The huge floor space of the house helps to spread out and display the toy treasures but isn’t it a bit ridiculous to call a friend or relative to ask what the kid wants for Christmas and the adult answers by saying they have all the latest toy products on the market?
All of this is done in the name of love of course. Sansei parenthood dictates that they cannot deny their kids anything (maybe the nisei denied them too much to warrant such a response). I suppose that’s what is known as the good life.

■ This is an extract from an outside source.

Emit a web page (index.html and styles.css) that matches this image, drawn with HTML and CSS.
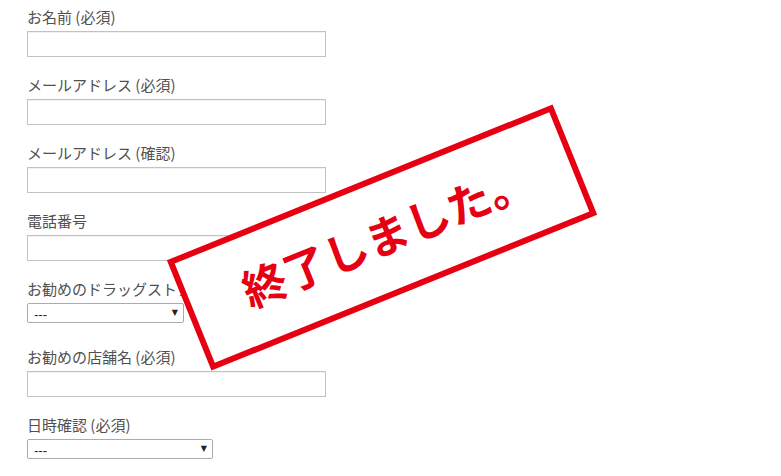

Unfortunately, the result can be disturbing: a yonsei generation of smug, spoiled and unruly kids.
This tendency to move to the hinterland, buy the house with a goitre problem and make the dreams of avarice a reality for the children makes sense to me only in one context. With the in-law suite, the solitary nisei parent can live in close proximity of family to be well-fed (nutrition is an important issue for seniors) and looked after in the case of failing health. Accidents too can be reacted to immediately or prevented.
Oh well, I suppose I should start looking in Mississauga, Brampton, Coquitlam or Surrey for my dream home. The fifty inch Sony is on the way — should get it in time for Oshogatsu. Nothing exceeds like excess.